- **Exercise**: Everything in the listing should be restated word for word.

- **Supplied material**:
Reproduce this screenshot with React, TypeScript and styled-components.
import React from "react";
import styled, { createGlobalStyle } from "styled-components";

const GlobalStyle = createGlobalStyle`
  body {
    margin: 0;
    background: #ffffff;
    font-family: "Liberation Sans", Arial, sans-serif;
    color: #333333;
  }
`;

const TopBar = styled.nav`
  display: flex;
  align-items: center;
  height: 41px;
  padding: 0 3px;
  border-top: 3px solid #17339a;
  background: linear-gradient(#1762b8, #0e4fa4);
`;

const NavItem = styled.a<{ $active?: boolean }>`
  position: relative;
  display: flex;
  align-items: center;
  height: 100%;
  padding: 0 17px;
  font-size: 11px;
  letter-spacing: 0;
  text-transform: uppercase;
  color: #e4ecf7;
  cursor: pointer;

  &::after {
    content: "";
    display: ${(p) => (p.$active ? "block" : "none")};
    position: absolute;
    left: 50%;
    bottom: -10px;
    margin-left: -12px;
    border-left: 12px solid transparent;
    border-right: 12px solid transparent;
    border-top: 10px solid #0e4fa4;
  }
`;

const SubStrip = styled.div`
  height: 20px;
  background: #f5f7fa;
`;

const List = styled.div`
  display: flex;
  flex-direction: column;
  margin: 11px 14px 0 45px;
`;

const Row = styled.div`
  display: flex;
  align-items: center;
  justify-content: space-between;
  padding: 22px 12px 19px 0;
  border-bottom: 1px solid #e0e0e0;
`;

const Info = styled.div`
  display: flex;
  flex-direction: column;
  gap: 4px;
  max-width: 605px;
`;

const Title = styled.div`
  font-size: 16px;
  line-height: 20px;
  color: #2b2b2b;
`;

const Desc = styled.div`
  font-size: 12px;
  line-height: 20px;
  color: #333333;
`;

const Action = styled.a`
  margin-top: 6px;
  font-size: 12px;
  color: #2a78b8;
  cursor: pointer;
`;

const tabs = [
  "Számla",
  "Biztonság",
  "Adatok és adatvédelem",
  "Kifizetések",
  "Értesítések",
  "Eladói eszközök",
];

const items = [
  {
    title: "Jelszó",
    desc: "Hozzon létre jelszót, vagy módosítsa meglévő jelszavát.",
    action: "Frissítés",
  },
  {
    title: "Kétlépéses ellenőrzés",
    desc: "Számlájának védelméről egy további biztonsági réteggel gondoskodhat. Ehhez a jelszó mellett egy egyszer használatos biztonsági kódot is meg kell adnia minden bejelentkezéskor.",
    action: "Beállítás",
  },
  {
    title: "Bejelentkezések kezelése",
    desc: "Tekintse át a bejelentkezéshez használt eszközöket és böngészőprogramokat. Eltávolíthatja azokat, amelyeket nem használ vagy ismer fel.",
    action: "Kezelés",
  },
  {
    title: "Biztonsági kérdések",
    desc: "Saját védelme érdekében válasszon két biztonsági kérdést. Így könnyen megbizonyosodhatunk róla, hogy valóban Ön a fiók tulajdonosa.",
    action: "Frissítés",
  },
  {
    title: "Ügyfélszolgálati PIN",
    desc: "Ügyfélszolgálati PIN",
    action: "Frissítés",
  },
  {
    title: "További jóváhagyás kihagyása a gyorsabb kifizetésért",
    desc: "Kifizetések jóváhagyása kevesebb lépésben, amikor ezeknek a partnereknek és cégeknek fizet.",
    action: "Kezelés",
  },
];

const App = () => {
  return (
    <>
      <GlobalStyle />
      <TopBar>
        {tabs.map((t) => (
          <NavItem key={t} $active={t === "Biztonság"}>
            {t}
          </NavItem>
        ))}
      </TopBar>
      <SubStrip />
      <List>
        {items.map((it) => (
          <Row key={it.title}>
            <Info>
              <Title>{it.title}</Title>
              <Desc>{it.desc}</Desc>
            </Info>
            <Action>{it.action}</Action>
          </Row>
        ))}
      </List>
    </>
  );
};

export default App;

- **Exercise solution**:
Reproduce this screenshot with React, TypeScript and styled-components.
import React from "react";
import styled, { createGlobalStyle } from "styled-components";

const GlobalStyle = createGlobalStyle`
  body {
    margin: 0;
    background: #ffffff;
    font-family: "Liberation Sans", Arial, sans-serif;
    color: #333333;
  }
`;

const TopBar = styled.nav`
  display: flex;
  align-items: center;
  height: 41px;
  padding: 0 3px;
  border-top: 3px solid #17339a;
  background: linear-gradient(#1762b8, #0e4fa4);
`;

const NavItem = styled.a<{ $active?: boolean }>`
  position: relative;
  display: flex;
  align-items: center;
  height: 100%;
  padding: 0 17px;
  font-size: 11px;
  letter-spacing: 0;
  text-transform: uppercase;
  color: #e4ecf7;
  cursor: pointer;

  &::after {
    content: "";
    display: ${(p) => (p.$active ? "block" : "none")};
    position: absolute;
    left: 50%;
    bottom: -10px;
    margin-left: -12px;
    border-left: 12px solid transparent;
    border-right: 12px solid transparent;
    border-top: 10px solid #0e4fa4;
  }
`;

const SubStrip = styled.div`
  height: 20px;
  background: #f5f7fa;
`;

const List = styled.div`
  display: flex;
  flex-direction: column;
  margin: 11px 14px 0 45px;
`;

const Row = styled.div`
  display: flex;
  align-items: center;
  justify-content: space-between;
  padding: 22px 12px 19px 0;
  border-bottom: 1px solid #e0e0e0;
`;

const Info = styled.div`
  display: flex;
  flex-direction: column;
  gap: 4px;
  max-width: 605px;
`;

const Title = styled.div`
  font-size: 16px;
  line-height: 20px;
  color: #2b2b2b;
`;

const Desc = styled.div`
  font-size: 12px;
  line-height: 20px;
  color: #333333;
`;

const Action = styled.a`
  margin-top: 6px;
  font-size: 12px;
  color: #2a78b8;
  cursor: pointer;
`;

const tabs = [
  "Számla",
  "Biztonság",
  "Adatok és adatvédelem",
  "Kifizetések",
  "Értesítések",
  "Eladói eszközök",
];

const items = [
  {
    title: "Jelszó",
    desc: "Hozzon létre jelszót, vagy módosítsa meglévő jelszavát.",
    action: "Frissítés",
  },
  {
    title: "Kétlépéses ellenőrzés",
    desc: "Számlájának védelméről egy további biztonsági réteggel gondoskodhat. Ehhez a jelszó mellett egy egyszer használatos biztonsági kódot is meg kell adnia minden bejelentkezéskor.",
    action: "Beállítás",
  },
  {
    title: "Bejelentkezések kezelése",
    desc: "Tekintse át a bejelentkezéshez használt eszközöket és böngészőprogramokat. Eltávolíthatja azokat, amelyeket nem használ vagy ismer fel.",
    action: "Kezelés",
  },
  {
    title: "Biztonsági kérdések",
    desc: "Saját védelme érdekében válasszon két biztonsági kérdést. Így könnyen megbizonyosodhatunk róla, hogy valóban Ön a fiók tulajdonosa.",
    action: "Frissítés",
  },
  {
    title: "Ügyfélszolgálati PIN",
    desc: "Ügyfélszolgálati PIN",
    action: "Frissítés",
  },
  {
    title: "További jóváhagyás kihagyása a gyorsabb kifizetésért",
    desc: "Kifizetések jóváhagyása kevesebb lépésben, amikor ezeknek a partnereknek és cégeknek fizet.",
    action: "Kezelés",
  },
];

const App = () => {
  return (
    <>
      <GlobalStyle />
      <TopBar>
        {tabs.map((t) => (
          <NavItem key={t} $active={t === "Biztonság"}>
            {t}
          </NavItem>
        ))}
      </TopBar>
      <SubStrip />
      <List>
        {items.map((it) => (
          <Row key={it.title}>
            <Info>
              <Title>{it.title}</Title>
              <Desc>{it.desc}</Desc>
            </Info>
            <Action>{it.action}</Action>
          </Row>
        ))}
      </List>
    </>
  );
};

export default App;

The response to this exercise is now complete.